In any case, noisy projects like Berminal will serve to help IOST’s launch. It remains to be seen how big – and how successful – that launch will be. I’ll be watching.
The Big Questions
We’ve ended each episode with a quick round-up of seven big questions that pit each project against Ethereum, just to make sure there’s nothing I’ve missed. Here they are again:
How does IOST stack up?
IOST claims up to 100,000 tokens per second on its Proof of Believability protocol. Mainnet hasn’t launched quite yet, so we won’t have real-world (read: not testnet) numbers until then. Clearly the network’s capacity will exceed that of the much slower alternatives.
IOST wants to implement a “fully-decentralized” on-chain governance system. Interim governance until that happens is handled by
the Politburothe Internet of Service Foundation, which is a not-for-profit organization based in Singapore with members around the world.
IOST raised funds in January 2018 and is currently in the final stages of testnets, with mainnet launch scheduled in Q1 2019 and a version 2 mainnet with native sidechain support scheduled for Q2 2019.
A larger set of standard libraries mean developers won’t have to recreate a number of features they would need to re-roll on other platforms.
A domain name system provides human-readable names. IOST transactions will currently include transaction fees. I don’t have an estimate for these fees, or any way to measure my expectation they’ll be abstracted away from users, until we see the mainnet in action.
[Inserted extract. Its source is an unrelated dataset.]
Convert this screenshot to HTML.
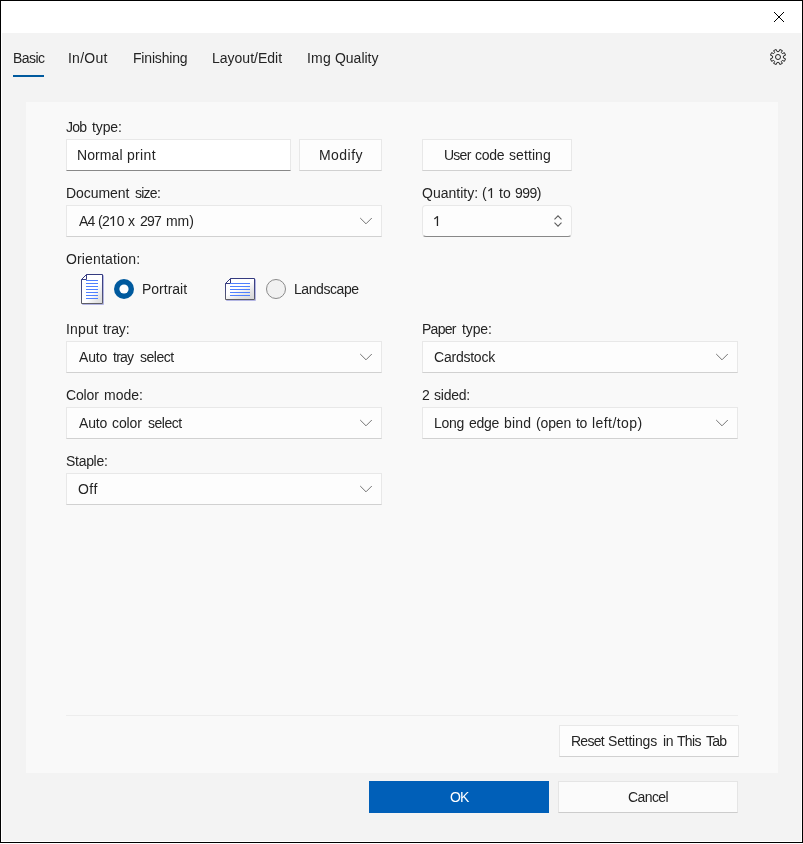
<!DOCTYPE html>
<html lang="en"><head><meta charset="utf-8"><title>Printing Preferences</title>
<style>
html,body{margin:0;padding:0;background:#fff;}
body{width:803px;height:844px;position:relative;overflow:hidden;font-family:"Liberation Sans",sans-serif;font-size:14px;color:#242424;}
.a,.t,.dd,.btn,.box{position:absolute;}
.one{display:inline-block;vertical-align:baseline;overflow:visible;}
.t{line-height:16px;white-space:nowrap;display:block;will-change:transform;}
.win{position:absolute;left:0;top:0;width:801px;height:841px;border:1px solid #000;background:#fff;}
.client{position:absolute;left:2px;top:33px;width:799px;height:808px;background:#f3f3f3;}
.panel{position:absolute;left:26px;top:102px;width:752px;height:671px;background:#f9f9f9;}
.dd{background:#fdfdfd;border:1px solid #e8e8e8;border-bottom-color:#d1d1d1;}
.btn{background:#fdfdfd;border:1px solid #e8e8e8;border-bottom-color:#d1d1d1;}
.btn.g{background:#fbfbfb;border-color:#e5e5e5;border-bottom-color:#cccccc;}
.tb{position:absolute;background:#fff;border:1px solid #e8e8e8;border-bottom-color:#888888;}
.num{position:absolute;background:#fdfdfd;border:1px solid #e8e8e8;border-bottom-color:#888888;border-radius:4px;}
</style></head><body>
<div class="win"></div>
<div class="client"></div>
<svg class="a" style="left:772px;top:10px" width="14" height="14" viewBox="0 0 14 14"><path d="M2 2 L12 12 M12 2 L2 12" stroke="#000" stroke-width="1" fill="none"/></svg>
<div class="a" style="left:13px;top:75px;width:31px;height:2px;background:#005a9e"></div>
<svg class="a" style="left:770px;top:49px" width="16" height="16" viewBox="0 0 16 16"><path d="M8.93 2.58 L9.79 0.46 L12.34 1.58 L11.36 3.65 L12.35 4.64 L14.42 3.66 L15.54 6.21 L13.42 7.07 L13.42 8.93 L15.54 9.79 L14.42 12.34 L12.35 11.36 L11.36 12.35 L12.34 14.42 L9.79 15.54 L8.93 13.42 L7.07 13.42 L6.21 15.54 L3.66 14.42 L4.64 12.35 L3.65 11.36 L1.58 12.34 L0.46 9.79 L2.58 8.93 L2.58 7.07 L0.46 6.21 L1.58 3.66 L3.65 4.64 L4.64 3.65 L3.66 1.58 L6.21 0.46 L7.07 2.58 Z" fill="none" stroke="#242424" stroke-width="1" stroke-linejoin="round"/><circle cx="8" cy="8" r="2.5" fill="none" stroke="#242424" stroke-width="1"/></svg>
<div class="panel"></div>

<div class="tb" style="left:66px;top:139px;width:223px;height:30px"></div>
<div class="btn" style="left:299px;top:139px;width:81px;height:30px"></div>
<div class="btn" style="left:422px;top:139px;width:148px;height:30px"></div>
<div class="dd" style="left:66px;top:205px;width:314px;height:30px"></div><svg class="a" style="left:358px;top:215px" width="16" height="12" viewBox="0 0 16 12"><path d="M2.2 3 L8 8.8 L13.8 3" fill="none" stroke="#757575" stroke-width="1"/></svg>
<div class="num" style="left:422px;top:205px;width:148px;height:30px"></div>
<svg class="a" style="left:550px;top:213px" width="16" height="16" viewBox="0 0 16 16"><path d="M4.5 6.3 L8 2.8 L11.5 6.3 M4.5 9.7 L8 13.2 L11.5 9.7" fill="none" stroke="#5a5a5a" stroke-width="1.05"/></svg>

<!-- portrait icon -->
<svg class="a" style="left:80px;top:273px" width="26" height="34" viewBox="0 0 26 34">
<defs>
<linearGradient id="gs" x1="0" y1="0" x2="0" y2="1"><stop offset="0" stop-color="#353b80"/><stop offset="0.55" stop-color="#454a82"/><stop offset="1" stop-color="#5e5e66"/></linearGradient>
<linearGradient id="gf" x1="0.15" y1="0.15" x2="1" y2="1"><stop offset="0" stop-color="#ffffff"/><stop offset="0.5" stop-color="#ffffff"/><stop offset="0.78" stop-color="#e6e6e6"/><stop offset="1" stop-color="#dadada"/></linearGradient>
<linearGradient id="gf2" x1="0.2" y1="0" x2="0.95" y2="1"><stop offset="0" stop-color="#ffffff"/><stop offset="0.42" stop-color="#ffffff"/><stop offset="0.72" stop-color="#e4e4e4"/><stop offset="1" stop-color="#d6d6d6"/></linearGradient>
</defs>
<path d="M7.5 2.5 H23.5 V31.5 H2.5 V7.5 Z" fill="none" stroke="#b4b6e4" stroke-width="1"/>
<path d="M6.5 1.5 H22.5 V30.5 H1.5 V6.5 Z" fill="url(#gf)" stroke="url(#gs)" stroke-width="1"/>
<path d="M6.5 1.5 V6.5 H1.5 Z" fill="#fff" stroke="#353b80" stroke-width="1" stroke-linejoin="miter"/>
<path d="M6 7.5H18 M6 10.5H18 M6 13.5H18 M6 16.5H18 M6 19.5H18 M6 22.5H18 M6 25.5H18" stroke="#4f80ff" stroke-width="1"/>
</svg>
<!-- landscape icon -->
<svg class="a" style="left:224px;top:277px" width="34" height="26" viewBox="0 0 34 26">
<path d="M7.5 2.5 H31.5 V23.5 H2.5 V7.5 Z" fill="none" stroke="#b4b6e4" stroke-width="1"/>
<path d="M6.5 1.5 H30.5 V22.5 H1.5 V6.5 Z" fill="url(#gf2)" stroke="url(#gs)" stroke-width="1"/>
<path d="M6.5 1.5 V6.5 H1.5 Z" fill="#fff" stroke="#353b80" stroke-width="1"/>
<path d="M6 6.5H26 M6 9.5H26 M6 12.5H26 M6 15.5H26 M6 18.5H26" stroke="#4f80ff" stroke-width="1"/>
</svg>
<!-- radios -->
<svg class="a" style="left:112px;top:277px" width="24" height="24" viewBox="0 0 24 24"><circle cx="12" cy="12" r="10" fill="#005a9e"/><circle cx="12" cy="12" r="4.6" fill="#fff"/></svg>
<svg class="a" style="left:264px;top:277px" width="24" height="24" viewBox="0 0 24 24"><circle cx="12" cy="12" r="9.5" fill="#f1f1f1" stroke="#8a8a8a" stroke-width="1"/></svg>

<div class="dd" style="left:66px;top:341px;width:314px;height:30px"></div><svg class="a" style="left:358px;top:351px" width="16" height="12" viewBox="0 0 16 12"><path d="M2.2 3 L8 8.8 L13.8 3" fill="none" stroke="#757575" stroke-width="1"/></svg>
<div class="dd" style="left:422px;top:341px;width:314px;height:30px"></div><svg class="a" style="left:714px;top:351px" width="16" height="12" viewBox="0 0 16 12"><path d="M2.2 3 L8 8.8 L13.8 3" fill="none" stroke="#757575" stroke-width="1"/></svg>
<div class="dd" style="left:66px;top:407px;width:314px;height:30px"></div><svg class="a" style="left:358px;top:417px" width="16" height="12" viewBox="0 0 16 12"><path d="M2.2 3 L8 8.8 L13.8 3" fill="none" stroke="#757575" stroke-width="1"/></svg>
<div class="dd" style="left:422px;top:407px;width:314px;height:30px"></div><svg class="a" style="left:714px;top:417px" width="16" height="12" viewBox="0 0 16 12"><path d="M2.2 3 L8 8.8 L13.8 3" fill="none" stroke="#757575" stroke-width="1"/></svg>
<div class="dd" style="left:66px;top:473px;width:314px;height:30px"></div><svg class="a" style="left:358px;top:483px" width="16" height="12" viewBox="0 0 16 12"><path d="M2.2 3 L8 8.8 L13.8 3" fill="none" stroke="#757575" stroke-width="1"/></svg>

<div class="a" style="left:66px;top:715px;width:672px;height:1px;background:#ededed"></div>
<div class="btn" style="left:559px;top:725px;width:178px;height:30px"></div>
<div class="a" style="left:369px;top:781px;width:180px;height:32px;background:#005fb8"></div>
<div class="btn g" style="left:558px;top:781px;width:178px;height:30px"></div>

<span class="t" id="tab1_0" style="left:13px;top:50px;letter-spacing:-0.547px;">Basic</span>
<span class="t" id="tab2_0" style="left:68px;top:50px;letter-spacing:0.235px;">In/Out</span>
<span class="t" id="tab3_0" style="left:133px;top:50px;letter-spacing:-0.184px;">Finishing</span>
<span class="t" id="tab4_0" style="left:212px;top:50px;letter-spacing:-0.002px;">Layout/Edit</span>
<span class="t" id="tab5_0" style="left:307px;top:50px;letter-spacing:0.178px;">Img</span>
<span class="t" id="tab5_1" style="left:335px;top:50px;letter-spacing:-0.028px;">Quality</span>
<span class="t" id="l1_0" style="left:66px;top:119px;letter-spacing:-0.750px;">Job</span>
<span class="t" id="l1_1" style="left:92px;top:119px;letter-spacing:-0.118px;">type:</span>
<span class="t" id="v1_0" style="left:77px;top:147px;letter-spacing:0.101px;">Normal</span>
<span class="t" id="v1_1" style="left:127px;top:147px;letter-spacing:0.322px;">print</span>
<span class="t" id="b1_0" style="left:319px;top:147px;letter-spacing:0.458px;">Modify</span>
<span class="t" id="b2_0" style="left:444px;top:147px;letter-spacing:-0.750px;">User</span>
<span class="t" id="b2_1" style="left:475px;top:147px;letter-spacing:-0.249px;">code</span>
<span class="t" id="b2_2" style="left:509px;top:147px;letter-spacing:0.087px;">setting</span>
<span class="t" id="l2_0" style="left:66px;top:185px;letter-spacing:-0.057px;">Document</span>
<span class="t" id="l2_1" style="left:135px;top:185px;letter-spacing:-0.750px;">size:</span>
<span class="t" id="v2_0" style="left:79px;top:213px;letter-spacing:-0.750px;">A4</span>
<span class="t" id="v2_1" style="left:98px;top:213px;letter-spacing:-0.699px;">(2<svg class="one" width="7.8" height="10" viewBox="0 0 7.8 10"><path d="M4.45 0.15 V10" stroke="#242424" stroke-width="1.3" fill="none"/><path d="M4.3 0.55 L1.35 2.95" stroke="#242424" stroke-width="1.1" fill="none"/></svg>0</span>
<span class="t" id="v2_2" style="left:128px;top:213px;letter-spacing:0.000px;">x</span>
<span class="t" id="v2_3" style="left:140px;top:213px;letter-spacing:-0.750px;">297</span>
<span class="t" id="v2_4" style="left:166px;top:213px;letter-spacing:-0.045px;">mm)</span>
<span class="t" id="l3_0" style="left:422px;top:185px;letter-spacing:0.013px;">Quantity:</span>
<span class="t" id="l3_1" style="left:482px;top:185px;letter-spacing:0.275px;">(<svg class="one" width="7.8" height="10" viewBox="0 0 7.8 10"><path d="M4.45 0.15 V10" stroke="#242424" stroke-width="1.3" fill="none"/><path d="M4.3 0.55 L1.35 2.95" stroke="#242424" stroke-width="1.1" fill="none"/></svg></span>
<span class="t" id="l3_2" style="left:499px;top:185px;letter-spacing:0.122px;">to</span>
<span class="t" id="l3_3" style="left:515px;top:185px;letter-spacing:-0.567px;">999)</span>
<span class="t" id="v3_0" style="left:433px;top:213px;letter-spacing:0.000px;"><svg class="one" width="7.8" height="10" viewBox="0 0 7.8 10"><path d="M4.45 0.15 V10" stroke="#242424" stroke-width="1.3" fill="none"/><path d="M4.3 0.55 L1.35 2.95" stroke="#242424" stroke-width="1.1" fill="none"/></svg></span>
<span class="t" id="l4_0" style="left:66px;top:251px;letter-spacing:0.152px;">Orientation:</span>
<span class="t" id="r1_0" style="left:142px;top:281px;letter-spacing:-0.001px;">Portrait</span>
<span class="t" id="r2_0" style="left:294px;top:281px;letter-spacing:-0.436px;">Landscape</span>
<span class="t" id="l5_0" style="left:66px;top:321px;letter-spacing:0.189px;">Input</span>
<span class="t" id="l5_1" style="left:103px;top:321px;letter-spacing:-0.165px;">tray:</span>
<span class="t" id="v5_0" style="left:79px;top:349px;letter-spacing:-0.202px;">Auto</span>
<span class="t" id="v5_1" style="left:113px;top:349px;letter-spacing:-0.750px;">tray</span>
<span class="t" id="v5_2" style="left:140px;top:349px;letter-spacing:-0.462px;">select</span>
<span class="t" id="l6_0" style="left:422px;top:321px;letter-spacing:-0.728px;">Paper</span>
<span class="t" id="l6_1" style="left:462px;top:321px;letter-spacing:-0.126px;">type:</span>
<span class="t" id="v6_0" style="left:434px;top:349px;letter-spacing:-0.227px;">Cardstock</span>
<span class="t" id="l7_0" style="left:66px;top:387px;letter-spacing:-0.138px;">Color</span>
<span class="t" id="l7_1" style="left:104px;top:387px;letter-spacing:0.010px;">mode:</span>
<span class="t" id="v7_0" style="left:79px;top:415px;letter-spacing:-0.208px;">Auto</span>
<span class="t" id="v7_1" style="left:112px;top:415px;letter-spacing:-0.106px;">color</span>
<span class="t" id="v7_2" style="left:148px;top:415px;letter-spacing:-0.467px;">select</span>
<span class="t" id="l8_0" style="left:422px;top:387px;letter-spacing:0.000px;">2</span>
<span class="t" id="l8_1" style="left:434px;top:387px;letter-spacing:-0.237px;">sided:</span>
<span class="t" id="v8_0" style="left:434px;top:415px;letter-spacing:-0.300px;">Long</span>
<span class="t" id="v8_1" style="left:469px;top:415px;letter-spacing:-0.327px;">edge</span>
<span class="t" id="v8_2" style="left:504px;top:415px;letter-spacing:0.215px;">bind</span>
<span class="t" id="v8_3" style="left:536px;top:415px;letter-spacing:-0.129px;">(open</span>
<span class="t" id="v8_4" style="left:576px;top:415px;letter-spacing:-0.298px;">to</span>
<span class="t" id="v8_5" style="left:592px;top:415px;letter-spacing:0.439px;">left/top)</span>
<span class="t" id="l9_0" style="left:66px;top:453px;letter-spacing:-0.295px;">Staple:</span>
<span class="t" id="v9_0" style="left:78px;top:481px;letter-spacing:0.433px;">Off</span>
<span class="t" id="b3_0" style="left:571px;top:733px;letter-spacing:-0.750px;">Reset</span>
<span class="t" id="b3_1" style="left:608px;top:733px;letter-spacing:-0.205px;">Settings</span>
<span class="t" id="b3_2" style="left:663px;top:733px;letter-spacing:-0.307px;">in</span>
<span class="t" id="b3_3" style="left:677px;top:733px;letter-spacing:-0.691px;">This</span>
<span class="t" id="b3_4" style="left:706px;top:733px;letter-spacing:-0.750px;">Tab</span>
<span class="t" id="b4_0" style="left:450px;top:789px;letter-spacing:-1.000px;color:#ffffff;">OK</span>
<span class="t" id="b5_0" style="left:628px;top:789px;letter-spacing:-0.596px;">Cancel</span>
</body></html>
IOST is certainly an underdog but seems to be focused on rapid development. Several significant projects have committed to moving to or launching on IOST when its mainnet launches. One effect of IOST’s greater centralization is that we haven’t seen too many proactive community entities emerge like EOS’s Block Producers, unless they work outside of my language fluency and so I haven’t seen them yet. IOST will need more active community groups to seriously compete against EOS, other platforms, and especially Ethereum.